Scandale des désinfectants frelatés en Roumanie
Dans les hôpitaux roumains, les solutions de désinfection ont été diluées jusqu'à une concentration d'un dixième, et ce depuis des années. C'est ce qu'ont découvert des journalistes enquêtant dans le cadre de l'incendie de la discothèque Colectiv et des soins aux victimes. Sous le choc, la presse roumaine espère que ce scandale fera bouger les lignes.
La société doit lutter contre l'indifférence
L’hebdomadaire Observator Cultural espère que le scandale permettra au moins d’interpeler la société :
«Il y a eu des manifestations en fin de semaine. L’opinion publique a commencé à exiger des réactions. La première a été la démission du ministre de la Santé [Patriciu Achimaş-Cadariu, lundi], qui, hésitant et craintif, ne maîtrisait pas du tout la situation. La deuxième réaction émanait du Premier ministre en personne, qui a ordonné le contrôle des solutions de désinfection et des contrats de livraison. La troisième mesure serait l’instauration d’une société orientée vers le bien-être de ses citoyens et qui fonctionne sans heurts. … [Le journal sportif qui a révélé le scandale] Gazeta Sporturilor a montré ces dernières semaines que face aux catastrophes, à la fraude ou à l'indifférence, l’honnêteté soucieuse de l’intérêt public appelle des réactions. … Il n’est pas facile de travailler ainsi. Mais c’est le seul moyen de venir à bout des blocages, de la négligence, de l’oubli - et de garder espoir.»
Les médecins auraient dû donner l'alarme
Evenimentul Zilei a du mal à croire que dans les hôpitaux, personne ne se soit aperçu de la tricherie :
«Comment se fait-il qu’au fil de toutes ces années, aucun directeur d’hôpital, aucun professeur d’université n’ait eu l’idée de procéder à une analyse des désinfectants utilisés, face à tant de décès dus à des infections ? Pourquoi a-t-il fallu attendre une tragédie aussi terrible que l’incendie à Colectiv pour se rendre compte d’un fait qui était devant nos yeux depuis des années ? La justice a à présent le devoir de trouver sans tarder non seulement les premiers responsables, mais également de traduire en justice tous ceux qui ont trempé dans ces agissements criminels. Car il est impossible de croire que tant de directeurs d’hôpitaux aient utilisé des désinfectants dilués sans se poser de questions.»

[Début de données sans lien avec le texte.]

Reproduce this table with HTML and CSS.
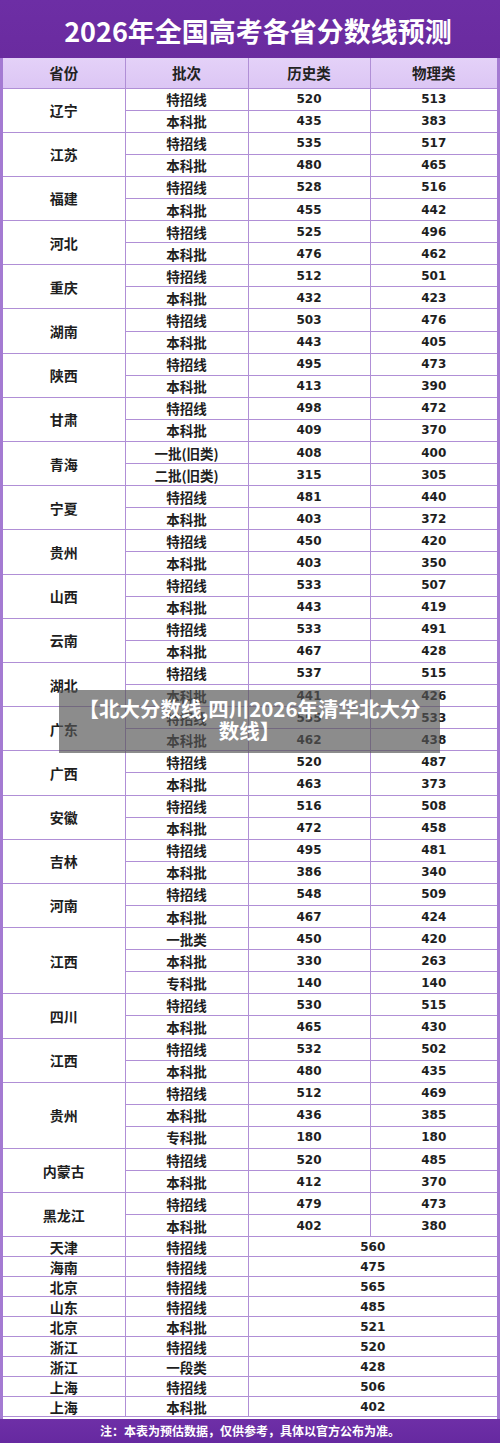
FILE: index.html
```html
<!DOCTYPE html>
<html lang="zh-CN">
<head>
<meta charset="utf-8">
<title>2026年全国高考各省分数线预测</title>
<link rel="stylesheet" href="styles.css">
</head>
<body>
<div class="page">
  <div class="title">2026年全国高考各省分数线预测</div>
  <div class="frame">
    <table class="grid">
      <colgroup><col class="c1"><col class="c2"><col class="c3"><col class="c4"></colgroup>
      <thead>
        <tr class="head"><th>省份</th><th>批次</th><th>历史类</th><th>物理类</th></tr>
      </thead>
      <tbody>
        <tr class="r"><td class="pv" rowspan="2">辽宁</td><td class="bt">特招线</td><td class="n">520</td><td class="n">513</td></tr>
        <tr class="r"><td class="bt">本科批</td><td class="n">435</td><td class="n">383</td></tr>
        <tr class="r"><td class="pv" rowspan="2">江苏</td><td class="bt">特招线</td><td class="n">535</td><td class="n">517</td></tr>
        <tr class="r"><td class="bt">本科批</td><td class="n">480</td><td class="n">465</td></tr>
        <tr class="r"><td class="pv" rowspan="2">福建</td><td class="bt">特招线</td><td class="n">528</td><td class="n">516</td></tr>
        <tr class="r"><td class="bt">本科批</td><td class="n">455</td><td class="n">442</td></tr>
        <tr class="r"><td class="pv" rowspan="2">河北</td><td class="bt">特招线</td><td class="n">525</td><td class="n">496</td></tr>
        <tr class="r"><td class="bt">本科批</td><td class="n">476</td><td class="n">462</td></tr>
        <tr class="r"><td class="pv" rowspan="2">重庆</td><td class="bt">特招线</td><td class="n">512</td><td class="n">501</td></tr>
        <tr class="r"><td class="bt">本科批</td><td class="n">432</td><td class="n">423</td></tr>
        <tr class="r"><td class="pv" rowspan="2">湖南</td><td class="bt">特招线</td><td class="n">503</td><td class="n">476</td></tr>
        <tr class="r"><td class="bt">本科批</td><td class="n">443</td><td class="n">405</td></tr>
        <tr class="r"><td class="pv" rowspan="2">陕西</td><td class="bt">特招线</td><td class="n">495</td><td class="n">473</td></tr>
        <tr class="r"><td class="bt">本科批</td><td class="n">413</td><td class="n">390</td></tr>
        <tr class="r"><td class="pv" rowspan="2">甘肃</td><td class="bt">特招线</td><td class="n">498</td><td class="n">472</td></tr>
        <tr class="r"><td class="bt">本科批</td><td class="n">409</td><td class="n">370</td></tr>
        <tr class="r"><td class="pv" rowspan="2">青海</td><td class="bt">一批(旧类)</td><td class="n">408</td><td class="n">400</td></tr>
        <tr class="r"><td class="bt">二批(旧类)</td><td class="n">315</td><td class="n">305</td></tr>
        <tr class="r"><td class="pv" rowspan="2">宁夏</td><td class="bt">特招线</td><td class="n">481</td><td class="n">440</td></tr>
        <tr class="r"><td class="bt">本科批</td><td class="n">403</td><td class="n">372</td></tr>
        <tr class="r"><td class="pv" rowspan="2">贵州</td><td class="bt">特招线</td><td class="n">450</td><td class="n">420</td></tr>
        <tr class="r"><td class="bt">本科批</td><td class="n">403</td><td class="n">350</td></tr>
        <tr class="r"><td class="pv" rowspan="2">山西</td><td class="bt">特招线</td><td class="n">533</td><td class="n">507</td></tr>
        <tr class="r"><td class="bt">本科批</td><td class="n">443</td><td class="n">419</td></tr>
        <tr class="r"><td class="pv" rowspan="2">云南</td><td class="bt">特招线</td><td class="n">533</td><td class="n">491</td></tr>
        <tr class="r"><td class="bt">本科批</td><td class="n">467</td><td class="n">428</td></tr>
        <tr class="r"><td class="pv" rowspan="2">湖北</td><td class="bt">特招线</td><td class="n">537</td><td class="n">515</td></tr>
        <tr class="r"><td class="bt">本科批</td><td class="n">441</td><td class="n">426</td></tr>
        <tr class="r"><td class="pv" rowspan="2">广东</td><td class="bt">特招线</td><td class="n">555</td><td class="n">533</td></tr>
        <tr class="r"><td class="bt">本科批</td><td class="n">462</td><td class="n">438</td></tr>
        <tr class="r"><td class="pv" rowspan="2">广西</td><td class="bt">特招线</td><td class="n">520</td><td class="n">487</td></tr>
        <tr class="r"><td class="bt">本科批</td><td class="n">463</td><td class="n">373</td></tr>
        <tr class="r"><td class="pv" rowspan="2">安徽</td><td class="bt">特招线</td><td class="n">516</td><td class="n">508</td></tr>
        <tr class="r"><td class="bt">本科批</td><td class="n">472</td><td class="n">458</td></tr>
        <tr class="r"><td class="pv" rowspan="2">吉林</td><td class="bt">特招线</td><td class="n">495</td><td class="n">481</td></tr>
        <tr class="r"><td class="bt">本科批</td><td class="n">386</td><td class="n">340</td></tr>
        <tr class="r"><td class="pv" rowspan="2">河南</td><td class="bt">特招线</td><td class="n">548</td><td class="n">509</td></tr>
        <tr class="r"><td class="bt">本科批</td><td class="n">467</td><td class="n">424</td></tr>
        <tr class="r"><td class="pv" rowspan="3">江西</td><td class="bt">一批类</td><td class="n">450</td><td class="n">420</td></tr>
        <tr class="r"><td class="bt">本科批</td><td class="n">330</td><td class="n">263</td></tr>
        <tr class="r"><td class="bt">专科批</td><td class="n">140</td><td class="n">140</td></tr>
        <tr class="r"><td class="pv" rowspan="2">四川</td><td class="bt">特招线</td><td class="n">530</td><td class="n">515</td></tr>
        <tr class="r"><td class="bt">本科批</td><td class="n">465</td><td class="n">430</td></tr>
        <tr class="r"><td class="pv" rowspan="2">江西</td><td class="bt">特招线</td><td class="n">532</td><td class="n">502</td></tr>
        <tr class="r"><td class="bt">本科批</td><td class="n">480</td><td class="n">435</td></tr>
        <tr class="r"><td class="pv" rowspan="3">贵州</td><td class="bt">特招线</td><td class="n">512</td><td class="n">469</td></tr>
        <tr class="r"><td class="bt">本科批</td><td class="n">436</td><td class="n">385</td></tr>
        <tr class="r"><td class="bt">专科批</td><td class="n">180</td><td class="n">180</td></tr>
        <tr class="r"><td class="pv" rowspan="2">内蒙古</td><td class="bt">特招线</td><td class="n">520</td><td class="n">485</td></tr>
        <tr class="r"><td class="bt">本科批</td><td class="n">412</td><td class="n">370</td></tr>
        <tr class="r"><td class="pv" rowspan="2">黑龙江</td><td class="bt">特招线</td><td class="n">479</td><td class="n">473</td></tr>
        <tr class="r"><td class="bt">本科批</td><td class="n">402</td><td class="n">380</td></tr>
        <tr class="s"><td class="pv">天津</td><td class="bt">特招线</td><td class="n" colspan="2">560</td></tr>
        <tr class="s"><td class="pv">海南</td><td class="bt">特招线</td><td class="n" colspan="2">475</td></tr>
        <tr class="s"><td class="pv">北京</td><td class="bt">特招线</td><td class="n" colspan="2">565</td></tr>
        <tr class="s"><td class="pv">山东</td><td class="bt">特招线</td><td class="n" colspan="2">485</td></tr>
        <tr class="s"><td class="pv">北京</td><td class="bt">本科批</td><td class="n" colspan="2">521</td></tr>
        <tr class="s"><td class="pv">浙江</td><td class="bt">特招线</td><td class="n" colspan="2">520</td></tr>
        <tr class="s"><td class="pv">浙江</td><td class="bt">一段类</td><td class="n" colspan="2">428</td></tr>
        <tr class="s"><td class="pv">上海</td><td class="bt">特招线</td><td class="n" colspan="2">506</td></tr>
        <tr class="s"><td class="pv">上海</td><td class="bt">本科批</td><td class="n" colspan="2">402</td></tr>
      </tbody>
    </table>
  </div>
  <div class="note">注：本表为预估数据，仅供参考，具体以官方公布为准。</div>
  <div class="caption">【北大分数线,四川2026年清华北大分数线】</div>
</div>
</body>
</html>
```
FILE: styles.css
```css
html, body {
  margin: 0;
  padding: 0;
  background: #ffffff;
}
body {
  font-family: "Noto Sans CJK SC", "Noto Sans", sans-serif;
  color: #1e1e1e;
}
.page {
  position: relative;
  width: 500px;
  height: 1444px;
  overflow: hidden;
  background: #ffffff;
}
.title {
  height: 58px;
  box-sizing: border-box;
  padding: 3px 0 0 16px;
  line-height: 55px;
  background: linear-gradient(180deg, #6d2ea5 0%, #6a2b9f 100%);
  color: #ffffff;
  font-size: 27px;
  font-weight: 700;
  text-align: center;
  white-space: nowrap;
}
.frame {
  border-left: 3px solid #a47ad2;
  border-right: 3px solid #a47ad2;
  background: #ffffff;
  padding-bottom: 2px;
}
.grid {
  width: 494px;
  border-collapse: collapse;
  table-layout: fixed;
}
.c1 { width: 122px; }
.c2 { width: 123px; }
.c3 { width: 122px; }
.c4 { width: 127px; }
.grid th, .grid td {
  border: 1px solid #b08fd6;
  padding: 0;
  text-align: center;
  vertical-align: middle;
  font-weight: 700;
  white-space: nowrap;
}
.grid tr:first-child th { border-top: none; }
.grid th:first-child, .grid td.pv { border-left: none; }
.grid th:last-child, .grid tr > td:last-child { border-right: none; }
.head {
  height: 30px;
  background: linear-gradient(180deg, #e4d1f8 0%, #dcc6f4 100%);
}
.head th {
  font-size: 14.5px;
  color: #222222;
  line-height: 20px;
}
.r { height: 22.1px; }
.s { height: 20px; }
.pv {
  font-size: 14px;
  line-height: 18px;
  color: #1e1e1e;
}
.bt {
  font-size: 13.5px;
  line-height: 18px;
  color: #1e1e1e;
}
.n {
  font-family: "DejaVu Sans", "Noto Sans CJK SC", sans-serif;
  font-size: 12px;
  line-height: 16px;
  color: #1e1e1e;
}
.note {
  height: 24px;
  line-height: 24px;
  background: linear-gradient(180deg, #6e2fa7 0%, #6629a0 100%);
  color: #ffffff;
  font-size: 12px;
  font-weight: 700;
  text-align: center;
}
.caption {
  position: absolute;
  left: 59px;
  top: 690px;
  width: 381px;
  height: 63px;
  box-sizing: border-box;
  padding: 7px 18px 0;
  background: rgba(85, 85, 85, 0.68);
  color: #ffffff;
  font-size: 20.5px;
  font-weight: 700;
  line-height: 22px;
  text-align: center;
}
```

La corruption tue au sens propre du terme
România Libera salue pour sa part le travail de ceux qui ont révélé au grand jour les manipulations :
«Les journalistes ont notamment fait la lumière sur le fait que le désinfectant dilué provenait d’un intermédiaire qui l’achetait huit euros le litre en Allemagne. … Après un détour par le paradis fiscal de Chypre, le prix du litre atteignait par la suite 100 euros avant d’être proposé à ce tarif aux hôpitaux roumains. … Les infections nosocomiales persistantes depuis des années en Roumanie, entraînant la mort du patient malgré une opération réussie, sont notamment dues à l’usage de désinfectants dilués provenant du laboratoire Hexi Pharma. L’indifférence souvent préméditée des autorités a beaucoup de morts sur la conscience. 'La corruption tue' est plus qu’un slogan de rue suite à la tragédie de Colectiv ; c’est la réalité que les journalistes viennent de dévoiler. Ils essaient de nous sauver du cynisme de l’Etat.»